India is a society that has evolved for many thousands of years, its castes rooted in tribes that unified under the philosophical recognition of a common sacred reality. It has seen many ups and downs over the millenniums, and  is now in a period of renaissance that Guru Nanak set in motion over five centuries ago. That upsurge won Indian political independence but has not yet returned our society to its ancient capacity for original thought and social adaptation.   

Although the Indian Constitution borrowed heavily from the American, the challenges we face are far more complex than in the United States. While seeking the same democratic life we must move the whole complex apparatus of our ancient society without permanent injury to the many groups unable at present to defend their own interests.

That is what makes India "inefficient" in Western eyes; it is what offends the murky interests behind Narendra Modi; it is the reality that the bought and sold analysts of our "elite" media do not see.

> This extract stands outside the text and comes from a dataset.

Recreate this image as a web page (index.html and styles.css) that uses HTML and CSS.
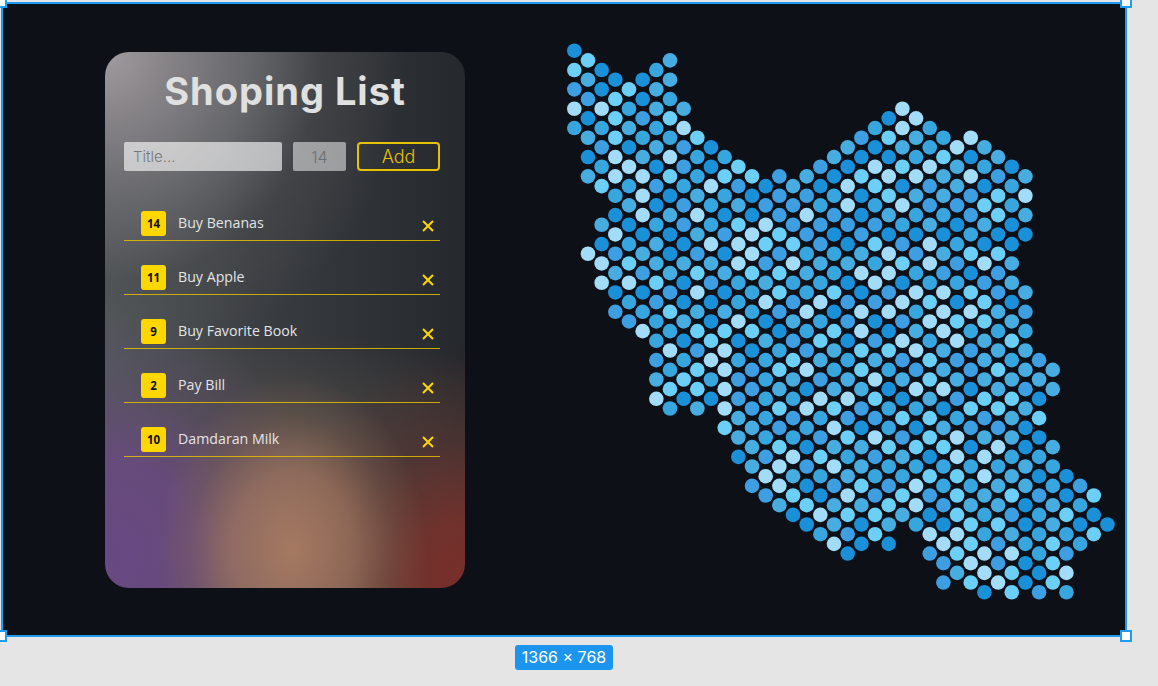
FILE: index.html
```html
<!DOCTYPE html>
<html lang="en">
<head>
<meta charset="utf-8">
<title>Shoping List</title>
<link rel="stylesheet" href="styles.css">
</head>
<body>
<div class="artboard">
  <span class="handle tl"></span><span class="handle tr"></span><span class="handle bl"></span><span class="handle br"></span>
  <section class="card">
    <h1 class="title">Shoping List</h1>
    <form class="entry">
      <input class="field field-title" placeholder="Title...">
      <input class="field field-num" value="14">
      <button class="add" type="button">Add</button>
    </form>
    <ul class="list">
      <li class="item"><span class="badge">14</span><span class="label">Buy Benanas</span><svg class="x" viewBox="0 0 12 12"><path d="M1 1L11 11M11 1L1 11"/></svg></li>
      <li class="item"><span class="badge">11</span><span class="label">Buy Apple</span><svg class="x" viewBox="0 0 12 12"><path d="M1 1L11 11M11 1L1 11"/></svg></li>
      <li class="item"><span class="badge">9</span><span class="label">Buy Favorite Book</span><svg class="x" viewBox="0 0 12 12"><path d="M1 1L11 11M11 1L1 11"/></svg></li>
      <li class="item"><span class="badge">2</span><span class="label">Pay Bill</span><svg class="x" viewBox="0 0 12 12"><path d="M1 1L11 11M11 1L1 11"/></svg></li>
      <li class="item"><span class="badge">10</span><span class="label">Damdaran Milk</span><svg class="x" viewBox="0 0 12 12"><path d="M1 1L11 11M11 1L1 11"/></svg></li>
    </ul>
  </section>
  <svg class="map" id="map" viewBox="560 35 560 570" width="560" height="570"></svg>
</div>
<div class="size-row"><span class="size">1366 × 768</span></div>
<script src="map.js"></script>
</body>
</html>
```
FILE: styles.css
```css
html, body { margin: 0; height: 686px; overflow: hidden; }
body { background: #e5e5e5; font-family: "Open Sans", sans-serif; }
.artboard {
  position: relative;
  box-sizing: border-box;
  width: 1126px;
  height: 635px;
  margin: 2px 0 0 1px;
  border: 2px solid #1f9bf0;
  background: #0d1017;
  display: flex;
  align-items: flex-start;
  padding: 48px 0 0 102px;
}
.handle {
  position: absolute;
  box-sizing: border-box;
  width: 12px;
  height: 12px;
  background: #fff;
  border: 2px solid #1f9bf0;
}
.tl { left: -8px; top: -8px; }
.tr { right: -7px; top: -8px; }
.bl { left: -8px; bottom: -7px; }
.br { right: -7px; bottom: -7px; }
.card {
  box-sizing: border-box;
  flex: none;
  width: 360px;
  height: 536px;
  border-radius: 24px;
  padding: 15px 25px 0 19px;
  background:
    radial-gradient(135px 175px at 52% 93%, rgba(172,125,99,.92) 0%, rgba(165,120,98,.7) 45%, rgba(140,105,85,.3) 75%, rgba(120,95,80,0) 100%),
    radial-gradient(190px 240px at 100% 100%, rgba(125,45,40,.95) 0%, rgba(120,48,42,.85) 28%, rgba(85,45,42,.5) 62%, rgba(60,40,40,0) 100%),
    radial-gradient(220px 240px at 2% 94%, rgba(104,72,130,1) 0%, rgba(104,72,130,.85) 38%, rgba(90,72,110,.4) 70%, rgba(80,70,90,0) 100%),
    radial-gradient(360px 190px at 50% 88%, rgba(125,100,85,.55) 0%, rgba(110,95,85,.3) 60%, rgba(90,85,80,0) 100%),
    radial-gradient(300px 320px at 0% 0%, #a09b9f 0%, #858286 22%, #66676a 48%, rgba(75,77,80,.55) 72%, rgba(60,62,66,0) 100%),
    linear-gradient(90deg, #565b5e 0%, #3a3d41 42%, #25282c 100%);
}
.title {
  margin: 0;
  height: 48px;
  text-align: center;
  padding-left: 6px;
  font: 700 38px/48px "Inter", sans-serif;
  letter-spacing: 1px;
  color: #e0e0e0;
}
.entry {
  display: flex;
  margin: 27px 0 0;
  height: 29px;
}
.field {
  box-sizing: border-box;
  height: 29px;
  border: 0;
  border-radius: 2px;
  outline: 0;
  padding: 0;
  font: 300 15px "Inter", sans-serif;
  color: #6e6f72;
}
.field::placeholder { color: #77777a; opacity: 1; }
.field-title { width: 158px; padding-left: 9px; background: rgba(255,255,255,.62); }
.field-num { width: 53px; margin-left: 11px; text-align: center; font-size: 16px; background: rgba(255,255,255,.5); }
.add {
  box-sizing: border-box;
  width: 83px;
  margin-left: 11px;
  border: 2px solid #e6c200;
  border-radius: 4px;
  background: transparent;
  padding: 0;
  font: 300 18px "Inter", sans-serif;
  color: #e6c200;
}
.list { list-style: none; margin: 0; padding: 0; }
.item {
  box-sizing: border-box;
  display: flex;
  align-items: flex-start;
  height: 54px;
  padding: 24px 6px 0 17px;
  border-bottom: 1px solid rgba(232,190,0,.85);
}
.item:first-child { margin-top: 15px; height: 55px; padding-top: 25px; }
.badge {
  flex: none;
  width: 25px;
  height: 25px;
  border-radius: 3px;
  background: #ffd700;
  color: #111;
  text-align: center;
  font: 700 11.5px/25px "Open Sans", sans-serif;
}
.label {
  flex: 1;
  margin-left: 12px;
  font: 400 14.2px/24px "Open Sans", sans-serif;
  color: #e4e4e6;
}
.x {
  flex: none;
  width: 12px;
  height: 12px;
  margin-top: 9px;
  fill: none;
  stroke: #ffd700;
  stroke-width: 2;
}
.map { flex: none; margin: -17px 0 0 95px; overflow: visible; }
.d { r: 7.3px; }
.a { fill: #1a90d9; }
.b { fill: #3d9ee2; }
.c { fill: #37a6df; }
.e { fill: #6ccff7; }
.f { fill: #a2dcf8; }
.g { fill: #47acdf; }
.size-row { padding: 8px 0 0 515px; }
.size {
  display: inline-block;
  width: 98px;
  height: 25px;
  border-radius: 3px;
  background: #1b95ee;
  color: #fff;
  text-align: center;
  font: 400 16px/25px "Inter", sans-serif;
}
```
FILE: map.js
```js
var rows = ["0:a","1:e..d","0:ea.c","1:daad","0:baed","1:beac","0:ffcdd.......f","1:aebe.......af","0:ccdcf......cfc","1:decce.....bedcf","2:badba....dadcfd","1:afdfcc...daacead","2:cfabae..bafefdca","1:dffeceebdaeffdfbd","2:ecbcfbadafeabdac","3:cfadcabbcaeddbef","4:dabcdbbcfcfbbec","3:afdfaabfbadccbed","2:dacbcefbbbbcdada","3:faadbfebabaaacaa","2:acdaffeebaebfcaa","1:fbdabafbccdfbdee","2:fedddfbfddcefbfd","3:dbdedeedcffcbab","2:ffeabcdccafaccbd","3:aabfaceceabffebd","4:cbaacfbfbbfeaea","3:bceddcbfaffcffdb","4:bcdafadcbabfeed","5:fceeeacefadfccc","6:caeadbeabfcfde","7:fbfacbdeefdbdd","6:bcfccedcdbebdcb","7:cefbefcecbdbedd","6:decbcdbdfdedddd","7:eefbdaddaffadbd","6:faabccffeadbeea","7:cdfbefebccaeed","12:dcbcbbeecbde","11:edbcfacadbba","12:dccbefbefdda","13:deaddeeeafad","12:abfecbdaffcc","13:dfbfdcccccdc","14:fdcdcceefdaa","13:bfabebfccddcb","14:beafbebedebae","15:deddefbddadc","16:afeedaecbcea","17:adadcaeeadaa","18:cbe.ffcdcce","19:faa.febcec","20:a..beffcb","27:bfbae","28:dfeaf","27:befae","30:aebc"];
var map = document.getElementById("map");
rows.forEach(function (row, h) {
  var parts = row.split(":"), start = +parts[0];
  parts[1].split("").forEach(function (k, i) {
    if (k === ".") return;
    var dot = document.createElementNS("http://www.w3.org/2000/svg", "circle");
    dot.setAttribute("cx", (574.3 + 13.67 * (start + 2 * i)).toFixed(2));
    dot.setAttribute("cy", (50.7 + 9.67 * h).toFixed(2));
    dot.setAttribute("class", "d " + (k === "d" ? "g" : k));
    map.appendChild(dot);
  });
});
```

Unless we have inspired political leadership, the current situation will lead to violence, for there is a great deal of unscrupulous greed closing in on India. An example is the Essar Group (the Ruia brothers, whose initials, S and R make up their corporate name); its "BPO unit" in the United States is staffed predominantly with American servicemen who could at some point generate a Blackwater type private army. Some years ago, an Essar employee was caught with money for Naxalites, and before that, the corporation helped insert Vodafone into the Indian market using black money and avoiding taxes. Clearly, the brothers let very little stand in the way of making money.

If the so-called radicals and corporate mercenaries engage in an escalating conflict India could easily end up like the Democratic Republic of the Congo, with a variety of militias fighting endlessly for turf as corporations steal our resources and ruin our society.   

Jagannathan and his tribe will probably see that as a necessary step to "development."